GIVEN DATA:
## start

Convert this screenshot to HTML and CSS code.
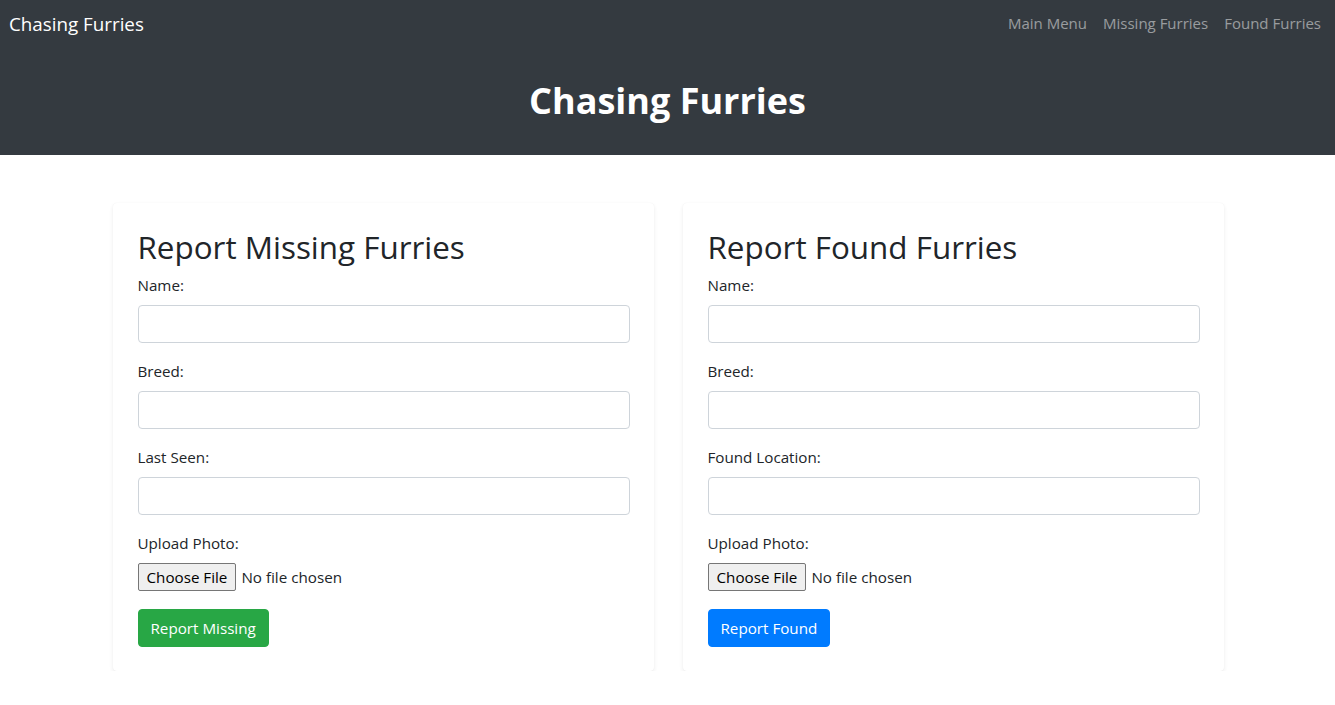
FILE: index.html
```html
<!DOCTYPE html>
<html lang="en">
<head>
<meta charset="utf-8">
<title>Chasing Furries</title>
<link rel="stylesheet" href="styles.css">
</head>
<body>
<header class="site-header">
  <nav class="topnav">
    <a class="brand" href="#">Chasing Furries</a>
    <ul class="nav-links">
      <li><a href="#">Main Menu</a></li>
      <li><a href="#">Missing Furries</a></li>
      <li><a href="#">Found Furries</a></li>
    </ul>
  </nav>
  <h1 class="page-title">Chasing Furries</h1>
</header>
<main class="container">
  <section class="card">
    <h2 class="card-title">Report Missing Furries</h2>
    <form class="report-form">
      <div class="form-group">
        <label>Name:</label>
        <input class="form-control" type="text">
      </div>
      <div class="form-group">
        <label>Breed:</label>
        <input class="form-control" type="text">
      </div>
      <div class="form-group">
        <label>Last Seen:</label>
        <input class="form-control" type="text">
      </div>
      <div class="form-group">
        <label>Upload Photo:</label>
        <input class="form-file" type="file">
      </div>
      <button class="btn btn-success" type="button">Report Missing</button>
    </form>
  </section>
  <section class="card">
    <h2 class="card-title">Report Found Furries</h2>
    <form class="report-form">
      <div class="form-group">
        <label>Name:</label>
        <input class="form-control" type="text">
      </div>
      <div class="form-group">
        <label>Breed:</label>
        <input class="form-control" type="text">
      </div>
      <div class="form-group">
        <label>Found Location:</label>
        <input class="form-control" type="text">
      </div>
      <div class="form-group">
        <label>Upload Photo:</label>
        <input class="form-file" type="file">
      </div>
      <button class="btn btn-primary" type="button">Report Found</button>
    </form>
  </section>
</main>
</body>
</html>
```
FILE: styles.css
```css
* { box-sizing: border-box; }
html, body {
  margin: 0;
  padding: 0;
}
body {
  font-family: "Open Sans", "Noto Sans", sans-serif;
  font-size: 15.2px;
  line-height: 24px;
  color: #212529;
  background: #fff;
}
.site-header {
  background: #343a40;
  height: 155px;
  display: flex;
  flex-direction: column;
}
.topnav {
  height: 48px;
  display: flex;
  align-items: center;
  justify-content: space-between;
  padding: 0 6px 0 9px;
}
.brand {
  color: #fff;
  text-decoration: none;
  font-size: 18.8px;
  line-height: 30px;
}
.nav-links {
  list-style: none;
  margin: 0 0 2px;
  padding: 0;
  display: flex;
}
.nav-links a {
  display: block;
  padding: 0 8px;
  color: rgba(255, 255, 255, 0.5);
  text-decoration: none;
  font-size: 15px;
  line-height: 24px;
}
.page-title {
  margin: 33px 0 0;
  text-align: center;
  color: #fff;
  font-size: 36px;
  font-weight: 700;
  line-height: 40px;
}
.container {
  width: 1112px;
  margin: 48px auto 0;
  padding-left: 1px;
  display: grid;
  grid-template-columns: 1fr 1fr;
  gap: 29px;
}
.card {
  background: #fff;
  border-radius: 4px;
  padding: 25px 24px 24px 25px;
  box-shadow: 0 2px 4px rgba(0, 0, 0, 0.075), 0 0 1px rgba(0, 0, 0, 0.06);
}
.card-title {
  margin: 0 0 7px;
  font-size: 31.4px;
  font-weight: 500;
  line-height: 38px;
}
.form-group {
  margin-bottom: 16px;
}
.form-group label {
  display: block;
  margin-bottom: 8px;
  line-height: 24px;
}
.form-control {
  display: block;
  width: 100%;
  height: 38px;
  padding: 6px 12px;
  font: inherit;
  color: #495057;
  background: #fff;
  border: 1px solid #ced4da;
  border-radius: 4px;
}
.form-file {
  display: block;
  width: 100%;
  height: 30px;
  font: inherit;
  color: #212529;
}
.form-file::file-selector-button {
  font: inherit;
  height: 28px;
  padding: 0 8px;
  margin-right: 5px;
  color: #000;
  background: #efefef;
  border: 1px solid #767676;
  border-radius: 2px;
}
.btn {
  display: inline-block;
  height: 38px;
  padding: 6px 12px;
  font: inherit;
  line-height: 24px;
  color: #fff;
  border: 1px solid transparent;
  border-radius: 4px;
}
.btn-success { background: #28a745; border-color: #28a745; }
.btn-primary { background: #007bff; border-color: #007bff; }
```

## end

YOUR GOAL:
Leave the pictures out and output the rest of the listing exactly.

SOLVED PROBLEM:
Convert this screenshot to HTML and CSS code.
FILE: index.html
```html
<!DOCTYPE html>
<html lang="en">
<head>
<meta charset="utf-8">
<title>Chasing Furries</title>
<link rel="stylesheet" href="styles.css">
</head>
<body>
<header class="site-header">
  <nav class="topnav">
    <a class="brand" href="#">Chasing Furries</a>
    <ul class="nav-links">
      <li><a href="#">Main Menu</a></li>
      <li><a href="#">Missing Furries</a></li>
      <li><a href="#">Found Furries</a></li>
    </ul>
  </nav>
  <h1 class="page-title">Chasing Furries</h1>
</header>
<main class="container">
  <section class="card">
    <h2 class="card-title">Report Missing Furries</h2>
    <form class="report-form">
      <div class="form-group">
        <label>Name:</label>
        <input class="form-control" type="text">
      </div>
      <div class="form-group">
        <label>Breed:</label>
        <input class="form-control" type="text">
      </div>
      <div class="form-group">
        <label>Last Seen:</label>
        <input class="form-control" type="text">
      </div>
      <div class="form-group">
        <label>Upload Photo:</label>
        <input class="form-file" type="file">
      </div>
      <button class="btn btn-success" type="button">Report Missing</button>
    </form>
  </section>
  <section class="card">
    <h2 class="card-title">Report Found Furries</h2>
    <form class="report-form">
      <div class="form-group">
        <label>Name:</label>
        <input class="form-control" type="text">
      </div>
      <div class="form-group">
        <label>Breed:</label>
        <input class="form-control" type="text">
      </div>
      <div class="form-group">
        <label>Found Location:</label>
        <input class="form-control" type="text">
      </div>
      <div class="form-group">
        <label>Upload Photo:</label>
        <input class="form-file" type="file">
      </div>
      <button class="btn btn-primary" type="button">Report Found</button>
    </form>
  </section>
</main>
</body>
</html>
```
FILE: styles.css
```css
* { box-sizing: border-box; }
html, body {
  margin: 0;
  padding: 0;
}
body {
  font-family: "Open Sans", "Noto Sans", sans-serif;
  font-size: 15.2px;
  line-height: 24px;
  color: #212529;
  background: #fff;
}
.site-header {
  background: #343a40;
  height: 155px;
  display: flex;
  flex-direction: column;
}
.topnav {
  height: 48px;
  display: flex;
  align-items: center;
  justify-content: space-between;
  padding: 0 6px 0 9px;
}
.brand {
  color: #fff;
  text-decoration: none;
  font-size: 18.8px;
  line-height: 30px;
}
.nav-links {
  list-style: none;
  margin: 0 0 2px;
  padding: 0;
  display: flex;
}
.nav-links a {
  display: block;
  padding: 0 8px;
  color: rgba(255, 255, 255, 0.5);
  text-decoration: none;
  font-size: 15px;
  line-height: 24px;
}
.page-title {
  margin: 33px 0 0;
  text-align: center;
  color: #fff;
  font-size: 36px;
  font-weight: 700;
  line-height: 40px;
}
.container {
  width: 1112px;
  margin: 48px auto 0;
  padding-left: 1px;
  display: grid;
  grid-template-columns: 1fr 1fr;
  gap: 29px;
}
.card {
  background: #fff;
  border-radius: 4px;
  padding: 25px 24px 24px 25px;
  box-shadow: 0 2px 4px rgba(0, 0, 0, 0.075), 0 0 1px rgba(0, 0, 0, 0.06);
}
.card-title {
  margin: 0 0 7px;
  font-size: 31.4px;
  font-weight: 500;
  line-height: 38px;
}
.form-group {
  margin-bottom: 16px;
}
.form-group label {
  display: block;
  margin-bottom: 8px;
  line-height: 24px;
}
.form-control {
  display: block;
  width: 100%;
  height: 38px;
  padding: 6px 12px;
  font: inherit;
  color: #495057;
  background: #fff;
  border: 1px solid #ced4da;
  border-radius: 4px;
}
.form-file {
  display: block;
  width: 100%;
  height: 30px;
  font: inherit;
  color: #212529;
}
.form-file::file-selector-button {
  font: inherit;
  height: 28px;
  padding: 0 8px;
  margin-right: 5px;
  color: #000;
  background: #efefef;
  border: 1px solid #767676;
  border-radius: 2px;
}
.btn {
  display: inline-block;
  height: 38px;
  padding: 6px 12px;
  font: inherit;
  line-height: 24px;
  color: #fff;
  border: 1px solid transparent;
  border-radius: 4px;
}
.btn-success { background: #28a745; border-color: #28a745; }
.btn-primary { background: #007bff; border-color: #007bff; }
```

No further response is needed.